Again, we're verging dangerously on the sad here, but let's take a look at some of the least depressing achievments of dogs. They started off strong, helping Ivan Pavlov discover the conditioned reflex. Pavlov rang a bell, or sounded a whistle, or started up a tuning fork, every time he fed his dogs, and noticed them slobber all over themselves in their desire to eat. After some time, the dogs slobbered even without the food, just hearing the bell. Pavlov learned an important behavior - bells make people want to spit. Or something. He's best known for that. Dogs, however, moved on, to outer space in the Russian space program. Nowadays, certain dogs, like doberman, have been found to be prone to narcolepsy. Scientists study them to understand the disorder.
6. Nematode Worm
The nematode worm is kind of the Paris Hilton of the animal research world. It's known for being known. It has three hundred and two neurons and all of them are mapped out. Even if something unexpected happened inside the worm, researchers would be able to see, because it's transparent. Recent experiments done on nematodes include engineering its neurons so they fire when exposed to light and making it dance for the researchers' amusement.
Spiders aren't really that impressive research subjects. They're creepy, not closely related to humans, and don't have many behaviors that are replicated by other species. They did, however, make one spectacular contribution to science. They were given drugs, and then forced to make webs. Cocaine, LSD, pot, and caffeine were all given to spiders. (I'm not sure how. Tiny joints? Tiny straws and exposure to eighties movies?) The webs that they made were then photographed. There's no clear reason for why, but I suppose scientists have to have some fun.
4. E. Coli
These little guys are the factories of research. They're basically soulless, empty hosts that can be injected with other, more useful, genes. Escherichia coli have been used to manufacture vaccines, enzymes, and human insulin.

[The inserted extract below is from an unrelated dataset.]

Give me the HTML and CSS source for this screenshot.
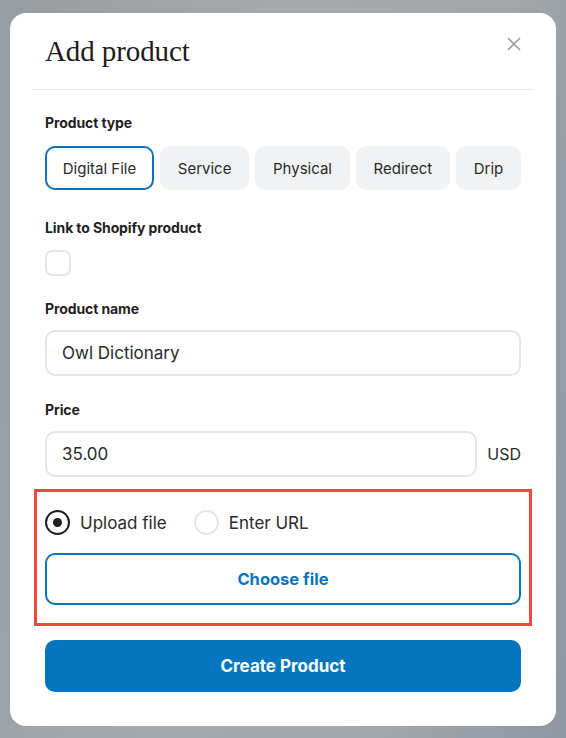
FILE: index.html
```html
<!DOCTYPE html>
<html>
<head>
<meta charset="utf-8">
<link rel="stylesheet" href="styles.css">
</head>
<body>
<div class="modal">
  <div class="header">
    <h1 class="title">Add product</h1>
    <button class="close" aria-label="Close">
      <svg width="14" height="14" viewBox="0 0 14 14"><path d="M1 1L13 13M13 1L1 13" stroke="#9b9b9b" stroke-width="1.6" fill="none"/></svg>
    </button>
  </div>
  <div class="body">
    <div class="field f-type">
      <div class="label">Product type</div>
      <div class="types">
        <div class="type selected">Digital File</div>
        <div class="type">Service</div>
        <div class="type">Physical</div>
        <div class="type">Redirect</div>
        <div class="type">Drip</div>
      </div>
    </div>
    <div class="field f-link">
      <div class="label">Link to Shopify product</div>
      <div class="checkbox"></div>
    </div>
    <div class="field f-name">
      <div class="label">Product name</div>
      <div class="input">Owl Dictionary</div>
    </div>
    <div class="field f-price">
      <div class="label">Price</div>
      <div class="price-row">
        <div class="input grow">35.00</div>
        <span class="currency">USD</span>
      </div>
    </div>
    <div class="highlight">
      <div class="radios">
        <label class="radio-opt"><span class="radio on"></span>Upload file</label>
        <label class="radio-opt"><span class="radio"></span>Enter URL</label>
      </div>
      <div class="choose">Choose file</div>
    </div>
    <div class="create">Create Product</div>
  </div>
</div>
</body>
</html>
```

FILE: styles.css
```css
* { box-sizing: border-box; }
html, body { margin: 0; padding: 0; }
body {
  width: 566px;
  height: 738px;
  overflow: hidden;
  background: linear-gradient(100deg, #959da3 0%, #a3abb0 40%, #a1a9af 70%, #8f989f 100%);
  font-family: "Inter", "Noto Sans", sans-serif;
  color: #1f1f1f;
}
.modal {
  margin: 13px 0 0 10px;
  width: 546px;
  height: 713px;
  background: #fff;
  border-radius: 16px;
  padding: 0 22px 34px;
}
.header {
  height: 77px;
  display: flex;
  justify-content: space-between;
  align-items: flex-start;
  padding: 21px 13px 0 13px;
  border-bottom: 1px solid #ececec;
}
.title {
  margin: 0;
  font-family: "Liberation Serif", "DejaVu Serif", serif;
  font-weight: 400;
  font-size: 29px;
  line-height: 34px;
  letter-spacing: -0.1px;
  color: #1c1c1c;
}
.close {
  border: 0;
  background: none;
  padding: 0;
  margin-top: 3px;
  width: 14px;
  height: 14px;
  display: flex;
}
.body {
  padding: 0 13px;
  display: flex;
  flex-direction: column;
}
.field { display: flex; flex-direction: column; }
.label {
  font-size: 14px;
  line-height: 20px;
  font-weight: 700;
  color: #1f1f1f;
  letter-spacing: -0.1px;
}
.f-type { margin-top: 23px; gap: 13px; }
.f-link { margin-top: 28px; gap: 12px; }
.f-name { margin-top: 23px; gap: 11px; }
.f-price { margin-top: 24px; gap: 11px; }
.types { display: flex; gap: 6px; }
.type {
  flex: 1 1 auto;
  height: 44px;
  padding: 0 14px;
  display: flex;
  align-items: center;
  justify-content: center;
  white-space: nowrap;
  background: #f1f2f4;
  border-radius: 10px;
  font-size: 15px;
  color: #2a2a2a;
  border: 2px solid #f1f2f4;
}
.type.selected {
  background: #fff;
  border-color: #0a74bd;
}
.checkbox {
  width: 26px;
  height: 26px;
  border: 2px solid #e6e6e6;
  border-radius: 7px;
}
.input {
  height: 46px;
  border: 2px solid #e6e6e6;
  border-radius: 10px;
  padding: 0 15px;
  display: flex;
  align-items: center;
  font-size: 17px;
  color: #2a2a2a;
}
.price-row { display: flex; align-items: center; gap: 10px; }
.grow { flex: 1; }
.currency { font-size: 16px; color: #2a2a2a; width: 34px; text-align: right; }
.highlight {
  margin: 12px -11px 0;
  border: 3px solid #f2473e;
  padding: 18px 8px 18px;
  display: flex;
  flex-direction: column;
  gap: 18px;
}
.radios { display: flex; gap: 27px; }
.radio-opt {
  display: flex;
  align-items: center;
  gap: 10px;
  font-size: 17px;
  color: #2a2a2a;
}
.radio {
  width: 25px;
  height: 25px;
  border-radius: 50%;
  border: 2px solid #e6e6e6;
  display: flex;
  align-items: center;
  justify-content: center;
}
.radio.on { border-color: #1f1f1f; }
.radio.on::after {
  content: "";
  width: 9px;
  height: 9px;
  border-radius: 50%;
  background: #1f1f1f;
}
.choose {
  height: 52px;
  border: 2px solid #0a74bd;
  border-radius: 10px;
  display: flex;
  align-items: center;
  justify-content: center;
  color: #0a74bd;
  font-weight: 700;
  font-size: 16.5px;
}
.create {
  margin-top: 14px;
  height: 52px;
  background: #0576be;
  border-radius: 10px;
  display: flex;
  align-items: center;
  justify-content: center;
  color: #fff;
  font-weight: 700;
  font-size: 17px;
}
```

Chimpanzees are used for depressing genetic and medical research, but they're more noted for their even-more-depressing behavioral research. Since they're some of the closest family humans have, they're observed to see the uninhibited, early side of human nature. Turns out that we're jerks. Chimpanzees kill, rape, have organized raiding parties and sustained border wars, are violently status-conscious, pretty misogynistic, and have been known to literally kill, rip apart, and eat their young. They are awful, awful creatures, and the world would be better off without them, but they have set the bar low for us. If you manage to be better than a chimp, then you look like a pretty good example of humanity.
Jellyfish look pretty when they're backlit in an aquarium. Any other time they're pretty much just sea snot that can hurt you. But one particular type of jellyfish, Aequoria Victoria, has contributed greatly to research. It has given the world green flourescent protein, or GFP. GFP glows green when light shines on it. When biologists want to check out the movement of certain proteins around a cell or a body, they attach GFP to them. The flourescence lets them track whatever they want to track. It's also made glowing E. coli, glowing worms, and glowing pigs.
1. Fruit Flies
Give it up for the flies that live fast, breed hard, and die young. Drosophila melanogaster eggs take 12 hours to hatch, and can become sexually mature in a week. These guys thrive under lab conditions, produce hundreds of offspring, partially because they mate like crazy. Because they grow up fast, they can be used to track genetic legacies through several generations in a month. They also share many human diseases and cellular processes. They've been studied in labs for almost a hundred years, and the research is still going strong. At this point, they've aided in so many discoveries they should be born with PhD's.